Time running out for Couric at CBS? Posted by: Billy Hollis
on Monday, April 23, 2007
When I saw that CBS had picked Katie Couric as anchor, I was mystified. Coming out of the Rathergate debacle, Bob Schieffer was understood to be a placeholder, and Couric was to be the long term replacement. But why? As I said in comments here a while back, CBS needed sober and objective. Instead, they picked perky and liberal.
Now it appears that the viewers are just as mystified, as CBS languishes in third place in the network news, and the rumblings in favor of dumping Couric are beginning to grow:
CBS executives deny it, but there's a growing feeling within the network that Katie Couric is an expensive, unfixable mistake.
...
"It's a disaster. Everybody knows it's not working. CBS may not cut her loose, but I guarantee you, somebody's thinking about it. We're all hunkered down, waiting for the other shoe to drop."
The CBS suits disagree, of course:
Couric "is the current anchor and the anchor of the future," [CBS News president Sean] McManus says. "Everyone at the network, from my boss [CBS Corp. president and chief executive Leslie Moonves] on down, is 100 percent behind her."
"Katie is the anchor until she decides to ride off into the sunset and do something else," says [Rick] Kaplan, named e.p. March 8. "There is no one, no one, wringing their hands around here."
OK, guys, if you say so. But just how long are you willing to put up with sinking ratings? And disaffected staffers:
She arrived at CBS with her own group of producers, bookers and assistants, which didn't sit well with the staff.
"She sees herself as a star and thinks the whole news department is here to serve her," says a longtime CBS correspondent.
Former anchors Walter Cronkite, Dan Rather and Schieffer "saw themselves as leaders of the journalistic team," the correspondent says. "We felt we were part of something bigger than we were."
And of course, there was her recent ghostwriting/plagarism scandal. Anything that exposes a network anchor as merely a talking head detracts from the "suspension of disbelief" many viewers need to take them seriously. Of course, they're all talking heads to some extent, but rubbing the fact in the noses of the viewers can't be good for her.
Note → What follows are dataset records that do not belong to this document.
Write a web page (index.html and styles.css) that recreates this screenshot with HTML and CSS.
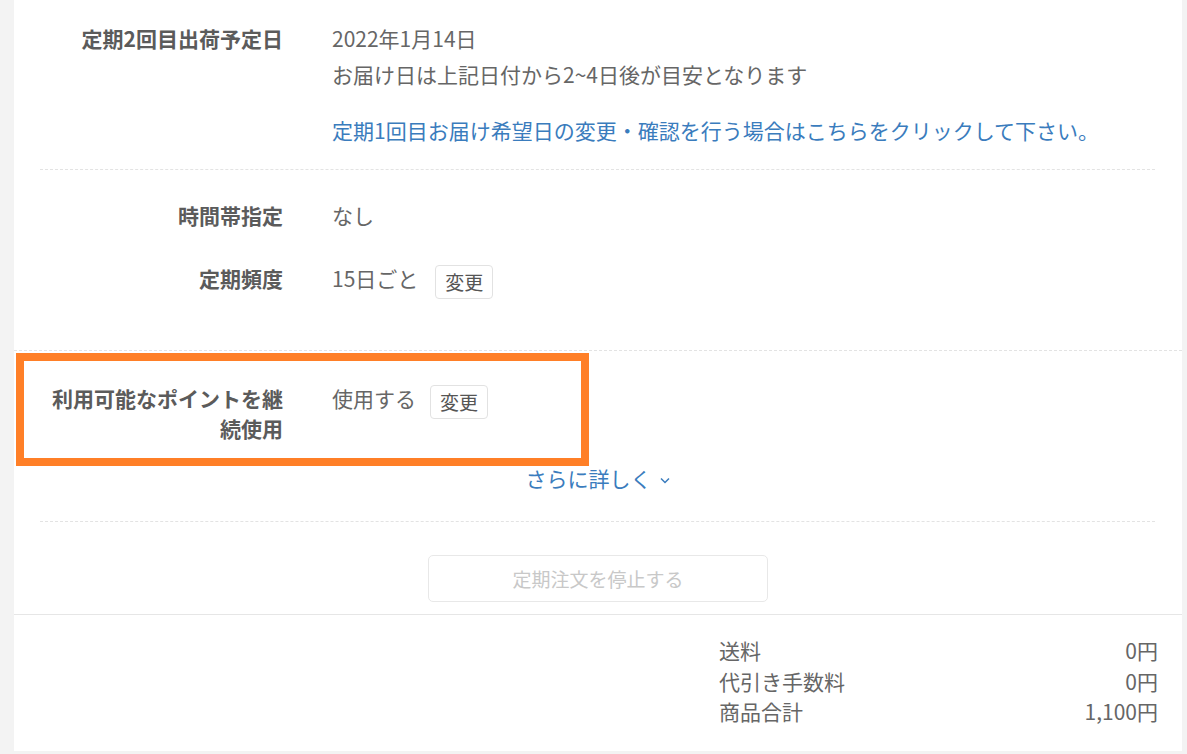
FILE: index.html
```html
<!DOCTYPE html>
<html lang="ja">
<head>
<meta charset="utf-8">
<title>定期注文</title>
<link rel="stylesheet" href="styles.css">
</head>
<body>
<div class="card">
  <section class="sec sec-top">
    <div class="row">
      <div class="label">定期2回目出荷予定日</div>
      <div class="value">
        <div>2022年1月14日</div>
        <div>お届け日は上記日付から2~4日後が目安となります</div>
        <a class="link change-link" href="#">定期1回目お届け希望日の変更・確認を行う場合はこちらをクリックして下さい。</a>
      </div>
    </div>
  </section>

  <section class="sec-mid">
    <div class="row">
      <div class="label">時間帯指定</div>
      <div class="value">なし</div>
    </div>
    <div class="row row-second">
      <div class="label">定期頻度</div>
      <div class="value value-inline"><span>15日ごと</span><button class="btn-small" type="button">変更</button></div>
    </div>
  </section>

  <section class="sec-points">
    <div class="row row-points">
      <div class="label">利用可能なポイントを継続使用</div>
      <div class="value value-inline"><span>使用する</span><button class="btn-small btn-points" type="button">変更</button></div>
      <div class="highlight"></div>
    </div>
    <div class="more"><a class="link" href="#">さらに詳しく<svg class="chev" width="10" height="7" viewBox="0 0 10 7"><path d="M1 1.5 L5 5.5 L9 1.5" fill="none" stroke="#3a7cbd" stroke-width="1.5"/></svg></a></div>
  </section>

  <section class="sec-stop">
    <button class="btn-stop" type="button" disabled>定期注文を停止する</button>
  </section>

  <section class="summary">
    <div class="sum-table">
      <div class="sum-row"><span>送料</span><span>0円</span></div>
      <div class="sum-row"><span>代引き手数料</span><span>0円</span></div>
      <div class="sum-row"><span>商品合計</span><span>1,100円</span></div>
    </div>
  </section>
</div>
</body>
</html>
```

FILE: styles.css
```css
html, body {
  margin: 0;
  padding: 0;
}
body {
  background: #f3f3f3;
  font-family: "Noto Sans CJK JP", "Noto Sans", sans-serif;
  font-size: 21px;
  color: #666;
  width: 1187px;
  height: 754px;
  overflow: hidden;
}
.card {
  margin-left: 14px;
  width: 1168px;
  height: 751px;
  background: #fff;
}
.row {
  display: flex;
  align-items: flex-start;
  position: relative;
}
.label {
  width: 243px;
  flex: none;
  text-align: right;
  font-weight: bold;
  color: #5b5b5b;
  line-height: 30px;
  padding-top: 3px;
  margin-right: 49px;
}
.value {
  line-height: 36px;
  color: #666;
}
.link {
  color: #3a7cbd;
  text-decoration: none;
}
.change-link {
  display: block;
  margin-top: 20px;
}
.sec-top {
  margin: 0 27px 0 26px;
  padding: 20px 0 21px 0;
  border-bottom: 1px dashed #e3e3e3;
}
.sec-mid {
  padding: 27px 27px 51px 26px;
  border-bottom: 1px dashed #e3e3e3;
}
.row-second {
  margin-top: 27px;
}
.value-inline {
  display: flex;
  align-items: flex-start;
}
.btn-small {
  font-family: inherit;
  font-size: 19px;
  color: #555;
  background: #fff;
  border: 1px solid #e2e2e2;
  border-radius: 4px;
  padding: 0 9px;
  height: 34px;
  line-height: 32px;
  margin-left: 17px;
  margin-top: 5px;
}
.btn-points {
  margin-left: 14px;
}
.sec-points {
  margin: 0 27px 0 26px;
  padding-top: 29px;
  border-bottom: 1px dashed #e3e3e3;
  padding-bottom: 25px;
}
.row-points .label {
  line-height: 30px;
}
.highlight {
  position: absolute;
  left: -24px;
  top: -27px;
  width: 557px;
  height: 97px;
  border: 8px solid #ff7f27;
  pointer-events: none;
}
.more {
  text-align: center;
  line-height: 36px;
  margin-top: 17px;
}
.chev {
  margin-left: 8px;
  vertical-align: 3px;
}
.sec-stop {
  display: flex;
  justify-content: center;
  padding: 33px 0 12px;
  border-bottom: 1px solid #e6e6e6;
}
.btn-stop {
  width: 340px;
  height: 47px;
  font-family: inherit;
  font-size: 19px;
  color: #c8c8c8;
  background: #fff;
  border: 1px solid #e8e8e8;
  border-radius: 5px;
}
.summary {
  display: flex;
  justify-content: flex-end;
  padding: 20px 24px 0 0;
}
.sum-table {
  width: 439px;
  line-height: 30.5px;
  color: #666;
}
.sum-row {
  display: flex;
  justify-content: space-between;
}
```
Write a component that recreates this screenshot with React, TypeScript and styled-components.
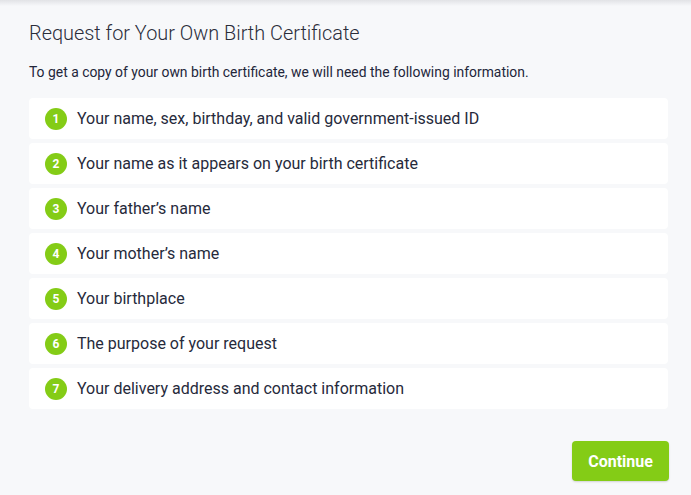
import React from "react";
import styled, { createGlobalStyle } from "styled-components";

const GlobalStyle = createGlobalStyle`
  html, body {
    margin: 0;
    padding: 0;
    background: #f7f8fa;
    font-family: Roboto, "Liberation Sans", sans-serif;
  }
`;

const Page = styled.div`
  width: 691px;
  height: 495px;
  box-sizing: border-box;
  position: relative;
  background: #f7f8fa;
  padding: 20px 23px 0 29px;
  display: flex;
  flex-direction: column;
  &::before {
    content: "";
    position: absolute;
    left: 0;
    right: 0;
    top: 0;
    height: 6px;
    background: linear-gradient(#e2e3e6, rgba(247, 248, 250, 0));
  }
`;

const Title = styled.h1`
  margin: 0;
  font-weight: 300;
  font-size: 19.9px;
  line-height: 28px;
  color: #2a2d3a;
`;

const Intro = styled.p`
  margin: 15px 0 0;
  font-size: 13.9px;
  line-height: 18px;
  color: #23263a;
`;

const List = styled.ol`
  list-style: none;
  margin: 17px 0 0;
  padding: 0;
  display: flex;
  flex-direction: column;
  gap: 4px;
`;

const Item = styled.li`
  height: 41px;
  box-sizing: border-box;
  background: #ffffff;
  border-radius: 4px;
  display: flex;
  align-items: center;
  padding-left: 16px;
  gap: 10px;
  font-size: 16px;
  color: #262a3b;
`;

const Badge = styled.span`
  width: 22px;
  height: 22px;
  border-radius: 50%;
  background: #84cc16;
  color: #fff;
  font-weight: 700;
  font-size: 12px;
  display: flex;
  align-items: center;
  justify-content: center;
  flex-shrink: 0;
`;

const Footer = styled.div`
  display: flex;
  justify-content: flex-end;
  margin-top: 32px;
  padding-right: 0;
`;

const Button = styled.button`
  width: 97px;
  height: 40px;
  margin-right: -1px;
  border: none;
  border-radius: 4px;
  background: #84cc16;
  color: #fff;
  font-family: Roboto, "Liberation Sans", sans-serif;
  font-weight: 700;
  font-size: 16px;
  box-shadow: 0 1px 2px rgba(0, 0, 0, 0.15);
  cursor: pointer;
`;

const items = [
  "Your name, sex, birthday, and valid government-issued ID",
  "Your name as it appears on your birth certificate",
  "Your father\u2019s name",
  "Your mother\u2019s name",
  "Your birthplace",
  "The purpose of your request",
  "Your delivery address and contact information",
];

export default function App() {
  return (
    <>
      <GlobalStyle />
      <Page>
        <Title>Request for Your Own Birth Certificate</Title>
        <Intro>
          To get a copy of your own birth certificate, we will need the following information.
        </Intro>
        <List>
          {items.map((text, i) => (
            <Item key={i}>
              <Badge>{i + 1}</Badge>
              {text}
            </Item>
          ))}
        </List>
        <Footer>
          <Button>Continue</Button>
        </Footer>
      </Page>
    </>
  );
}
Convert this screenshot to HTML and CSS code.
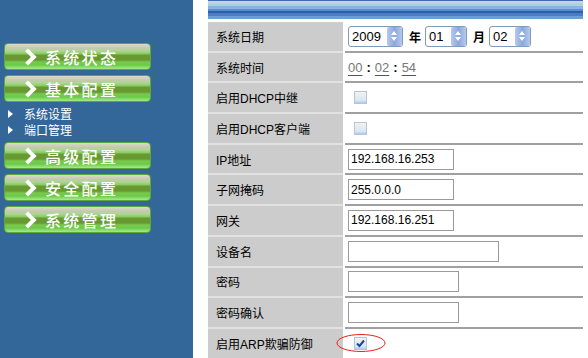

"Katie is the anchor until she decides to ride off into the sunset and do something else," says [Rick] Kaplan, named e.p. March 8. "There is no one, no one, wringing their hands around here."
This does not mean she’s safe...how long before Moonves explains to her that she has an intense desire to ride off into the sunset?
"She sees herself as a star and thinks the whole news department is here to serve her," says a longtime CBS correspondent.
When the Network News Division need the credibility of a journalist, they hire a “Star.” Then they are surprised at the public reaction? Maybe that points to why CBS News is a joke.